Schedule burden on the programmer: low to moderate, mostly indirect.

Halide / TVM style systems

These may let the programmer explicitly control the schedule.

The programmer can specify or tune:

tiling
loop order
placement of intermediate computations
vectorization / parallelization
GPU mapping

This is a much more direct engagement with scheduling.

Schedule burden on the programmer: moderate to high, depending on use.

Triton

Triton does not always call it “schedule,” but the programmer is effectively writing many schedule decisions directly into the kernel.

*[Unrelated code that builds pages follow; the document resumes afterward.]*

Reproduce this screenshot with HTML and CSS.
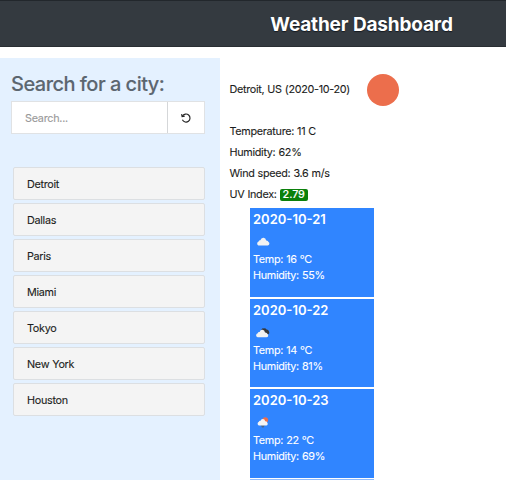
FILE: index.html
```html
<!DOCTYPE html>
<html lang="en">
<head>
<meta charset="utf-8">
<title>Weather Dashboard</title>
<link rel="stylesheet" href="styles.css">
</head>
<body>
<header class="header"><h1>Weather Dashboard</h1></header>
<div class="layout">
  <aside class="sidebar">
    <h2>Search for a city:</h2>
    <form class="search">
      <input type="text" placeholder="Search..." aria-label="City">
      <button type="button" aria-label="Reset">
        <svg width="10" height="10" viewBox="0 0 10 10" fill="none" stroke="#222" stroke-width="1.15"><path d="M1.5 3.1A4 4 0 1 1 1.4 6.8"/><path d="M.6 1.1 1.1 3.6 3.7 3.1"/></svg>
      </button>
    </form>
    <ul class="cities">
      <li>Detroit</li><li>Dallas</li><li>Paris</li><li>Miami</li><li>Tokyo</li><li>New York</li><li>Houston</li>
    </ul>
  </aside>
  <main class="weather">
    <div class="current"><span>Detroit, US (2020-10-20)</span><span class="sun"></span></div>
    <p>Temperature: 11 C</p>
    <p>Humidity: 62%</p>
    <p>Wind speed: 3.6 m/s</p>
    <p>UV Index: <span class="uv">2.79</span></p>
    <div class="forecast">
      <section class="day">
        <h3>2020-10-21</h3>
        <svg class="icon" width="20" height="20" viewBox="0 0 20 20"><path fill="#f2f2f2" d="M5.4 14.5A2.1 2.1 0 0 1 5.6 10.6Q6 9.2 7.3 9.3Q8.2 6.6 10.5 6.8Q12.7 7 13.2 9.4Q15 9.2 15.5 11A1.9 1.9 0 0 1 14.7 14.5Z"/></svg>
        <div>Temp: 16 °C</div><div>Humidity: 55%</div>
      </section>
      <section class="day">
        <h3>2020-10-22</h3>
        <svg class="icon" width="20" height="20" viewBox="0 0 20 20"><path fill="#35383d" d="M8.4 7.4Q9.4 6 10.8 6.5Q12.4 5.8 13.5 7.6Q15.5 7.5 16 9.5Q16.9 11 15.5 12.2L12 11Z"/><path fill="#f2f2f2" d="M4.6 15.2A2 2 0 0 1 4.7 11.3Q5 9.8 6.6 10Q7.3 7.7 9.5 7.8Q11.6 8.1 12 10.4Q14 10.2 14.4 11.9A1.8 1.8 0 0 1 13.5 15.2Z"/></svg>
        <div>Temp: 14 °C</div><div>Humidity: 81%</div>
      </section>
      <section class="day">
        <h3>2020-10-23</h3>
        <svg class="icon" width="20" height="20" viewBox="0 0 20 20"><circle cx="12.3" cy="8" r="2.8" fill="#ec6e4c"/><path fill="#48668f" d="m7.5 12.5 4.5-.2-1.3 3.2H9Z"/><path fill="#f5f5f5" d="M5.8 13.5A2 2 0 0 1 5.9 9.8Q6.2 8.7 7.3 8.9Q8.1 6.9 9.9 7Q11.8 7.1 12.2 9.3Q13.9 9.2 14.3 10.7A1.7 1.7 0 0 1 13.3 13.5Z"/></svg>
        <div>Temp: 22 °C</div><div>Humidity: 69%</div>
      </section>
    </div>
    <div class="more"></div>
  </main>
</div>
</body>
</html>
```
FILE: styles.css
```css
* { box-sizing: border-box; }
body { margin: 0; background: #fff; color: #1b1d20; font: 10.8px/21px Inter, "Liberation Sans", sans-serif; letter-spacing: -.3px; word-spacing: .3px; -webkit-text-stroke: .1px currentColor; }
h1, h2, h3, p, ul { margin: 0; padding: 0; }
.header { height: 47px; padding-left: 217px; background: #343a40; border-top: 1px solid #22272c; border-bottom: 1px solid #292e33; }
h1 { color: #fff; font-size: 19px; line-height: 47px; font-weight: 700; text-align: center; letter-spacing: -.17px; text-shadow: 0 1px 1px #151a20; -webkit-text-stroke: 0; }
.layout { display: flex; align-items: flex-start; padding-top: 11px; }
.sidebar { width: 220px; height: 422px; padding: 11px 15px 0 11px; background: #e4f1ff; }
h2 { height: 32px; color: #5c666f; font-size: 20px; line-height: 30px; font-weight: 500; letter-spacing: -.52px; word-spacing: 0; white-space: nowrap; }
.search { display: flex; width: 194px; height: 33px; margin-bottom: 33px; border: 1px solid #e0e2e4; background: #fff; }
.search input { width: 156px; min-width: 0; padding: 1px 13px 0; border: 0; border-right: 1px solid #d5d7d9; background: transparent; color: #333; font: inherit; letter-spacing: -.25px; }
.search input::placeholder { color: #999; opacity: 1; }
.search button { display: flex; flex: 1; align-items: center; justify-content: center; padding: 0; border: 0; background: transparent; }
.cities { display: grid; gap: 3px; width: 192px; margin-left: 2px; list-style: none; }
.cities li { height: 33px; padding-left: 13px; border: 1px solid #dcdfe2; border-radius: 2px; background: #f4f4f4; line-height: 33px; }
.weather { flex: 1; height: 422px; padding: 16px 0 0 9.5px; }
.current { display: flex; gap: 17px; height: 47px; line-height: 31px; white-space: nowrap; }
.current span:first-child { width: 120.5px; }
.sun { width: 32px; height: 32px; border-radius: 50%; background: #ec6e4c; }
.uv { display: inline-block; height: 12px; padding: 0 3px; border-radius: 2px; background: #0b800b; color: #fff; font-weight: 500; line-height: 12px; letter-spacing: -.1px; }
.forecast { display: grid; gap: 2px; width: 124px; margin: 3px 0 0 20.5px; }
.day { height: 88.5px; padding: 2px 3px; background: #3085ff; color: #fff; line-height: 16px; }
h3 { height: 18px; font-size: 13px; line-height: 18px; font-weight: 600; letter-spacing: 0; -webkit-text-stroke: 0; }
.icon { display: block; height: 20px; margin: 3px 0 1px; }
.more { width: 124px; height: 1px; margin: 1px 0 0 20.5px; background: #8fbcff; }
```
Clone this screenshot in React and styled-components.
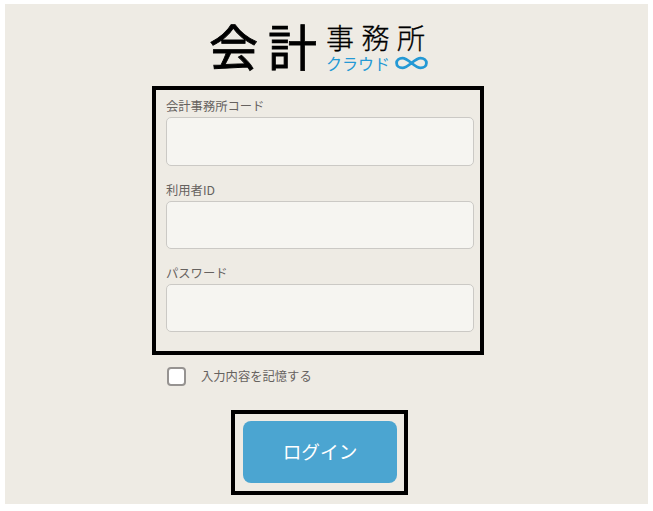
import React from "react";
import styled, { createGlobalStyle } from "styled-components";

const GlobalStyle = createGlobalStyle`
  * { box-sizing: border-box; }
  body {
    margin: 0;
    background: #fff;
    font-family: "Noto Sans CJK JP", "Noto Sans", sans-serif;
  }
`;

const Page = styled.main`
  display: flex;
  flex-direction: column;
  align-items: flex-start;
  width: 643px;
  height: 500px;
  margin: 4px 5px 7px;
  background: #eeebe4;
`;

const Logo = styled.h1`
  display: flex;
  height: 82px;
  margin: 0 0 0 204px;
  padding-top: 16px;
  color: #000;
  white-space: nowrap;
`;

const LogoMain = styled.span`
  width: 117px;
  font-size: 49px;
  font-weight: 400;
  line-height: 50px;
  letter-spacing: 10px;
  -webkit-text-stroke: 0.8px #000;
`;

const LogoSide = styled.span`
  display: flex;
  flex-direction: column;
  padding-top: 2px;
`;

const LogoOffice = styled.span`
  font-size: 28px;
  font-weight: 300;
  line-height: 31px;
  letter-spacing: 7.5px;
  -webkit-text-stroke: 0.3px #000;
`;

const LogoCloud = styled.span`
  display: flex;
  align-items: center;
  gap: 4px;
  height: 20px;
  font-size: 16px;
  line-height: 20px;
  font-weight: 400;
  color: #2499d5;
`;

const Fields = styled.section`
  width: 332px;
  height: 269px;
  margin-left: 146.5px;
  padding: 6px 5px 0 10.5px;
  border: 4px solid #000;
`;

const Field = styled.label`
  display: flex;
  flex-direction: column;
  height: ${(p) => p.$height}px;
`;

const Caption = styled.span`
  height: ${(p) => p.$height}px;
  padding-top: 1px;
  font-size: 12.3px;
  line-height: 18px;
  color: #66625f;
`;

const Input = styled.input`
  width: 308px;
  height: ${(p) => p.$height}px;
  margin: 0;
  padding: 0 12px;
  border: 1px solid #cbc9c5;
  border-radius: 5px;
  background: #f6f5f1;
  outline: none;
`;

const Remember = styled.label`
  display: flex;
  align-items: center;
  gap: 15px;
  height: 19px;
  margin: 12px 0 0 162px;
  font-size: 12.3px;
  color: #66625f;
`;

const RememberText = styled.span`
  padding-bottom: 2px;
`;

const Check = styled.input`
  appearance: none;
  width: 19px;
  height: 19px;
  margin: 0;
  border: 2px solid #969391;
  border-radius: 4px;
  background: #fff;
`;

const ButtonFrame = styled.div`
  display: flex;
  align-items: flex-start;
  width: 177px;
  height: 85px;
  margin: 24px 0 0 225.5px;
  padding: 7px 0 0 8.5px;
  border: 4px solid #000;
`;

const LoginButton = styled.button`
  width: 154px;
  height: 62px;
  padding: 0 0 4px;
  border: 0;
  border-radius: 8px;
  background: #4ba5d1;
  color: #fff;
  font: 400 18.7px "Noto Sans CJK JP", sans-serif;
`;

const fields = [
  { label: "会計事務所コード", type: "text", height: 84, caption: 21, input: 49 },
  { label: "利用者ID", type: "text", height: 83, caption: 21, input: 48 },
  { label: "パスワード", type: "password", height: 69, caption: 21, input: 48 },
];

function InfinityMark() {
  return (
    <svg width="35" height="14" viewBox="0 0 36 15" fill="none" stroke="currentColor" strokeWidth="3">
      <path d="M18 7.5C14 4.2 11.5 2.2 8.3 2.2C4.6 2.2 2 4.5 2 7.5S4.6 12.8 8.3 12.8C11.5 12.8 14 10.8 18 7.5C22 4.2 24.5 2.2 27.7 2.2C31.4 2.2 34 4.5 34 7.5S31.4 12.8 27.7 12.8C24.5 12.8 22 10.8 18 7.5Z" />
    </svg>
  );
}

export default function App() {
  return (
    <>
      <GlobalStyle />
      <Page>
        <Logo>
          <LogoMain>会計</LogoMain>
          <LogoSide>
            <LogoOffice>事務所</LogoOffice>
            <LogoCloud>
              クラウド
              <InfinityMark />
            </LogoCloud>
          </LogoSide>
        </Logo>
        <Fields>
          {fields.map((f) => (
            <Field key={f.label} $height={f.height}>
              <Caption $height={f.caption}>{f.label}</Caption>
              <Input type={f.type} $height={f.input} />
            </Field>
          ))}
        </Fields>
        <Remember>
          <Check type="checkbox" />
          <RememberText>入力内容を記憶する</RememberText>
        </Remember>
        <ButtonFrame>
          <LoginButton type="button">ログイン</LoginButton>
        </ButtonFrame>
      </Page>
    </>
  );
}
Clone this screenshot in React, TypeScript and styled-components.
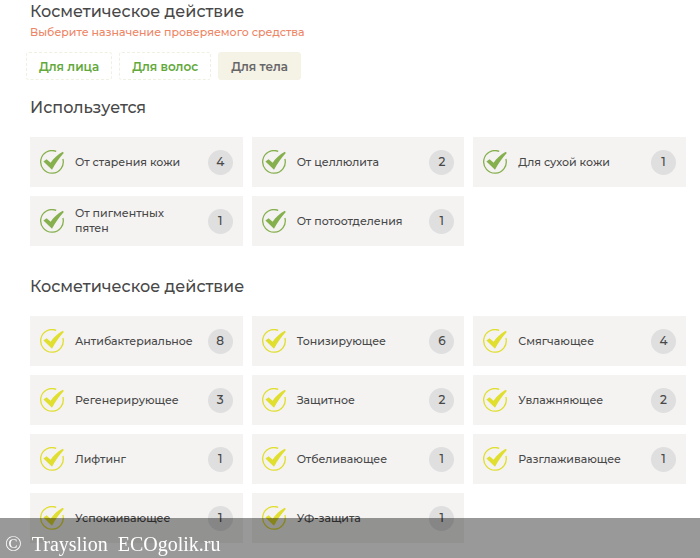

The programmer often controls:

tile/block sizes
memory access pattern
reduction structure
mapping of work to program instances
autotuning search space

Schedule burden on the programmer: high for kernel authors, but only if writing custom kernels.

CUDA C++

CUDA gives the programmer the most explicit control.

The programmer directly manages:

blocks and threads
shared memory usage
synchronization
memory access strategy
occupancy and register pressure tradeoffs

This is lower-level than Triton.

Schedule burden on the programmer: very high.

How important is learning about schedules?

The answer depends on what kind of ML programmer you are.

Ordinary ML user / researcher

Usually, deep knowledge of schedules is not necessary.

What matters more is:

understanding the framework
knowing how to express computations in compiler-friendly ways
using optimized libraries and built-in kernels
profiling bottlenecks

This is analogous to ordinary CPU programming, where most programmers care more about compiler flags and coding style than about assembly.

Importance of schedule knowledge: low.

Performance-conscious ML engineer

Some schedule intuition is very useful, even if they do not write schedules directly.

Helpful concepts include:

fusion reduces memory traffic
layouts and shapes affect performance
materializing intermediates can be expensive
memory bandwidth often dominates
not all mathematically equivalent code compiles equally well

This is analogous to knowing about cache locality and vectorization in CPU programming.

Importance of schedule knowledge: moderate, mainly conceptual.

Compiler engineer / kernel author / Triton user

Deep schedule knowledge becomes very important.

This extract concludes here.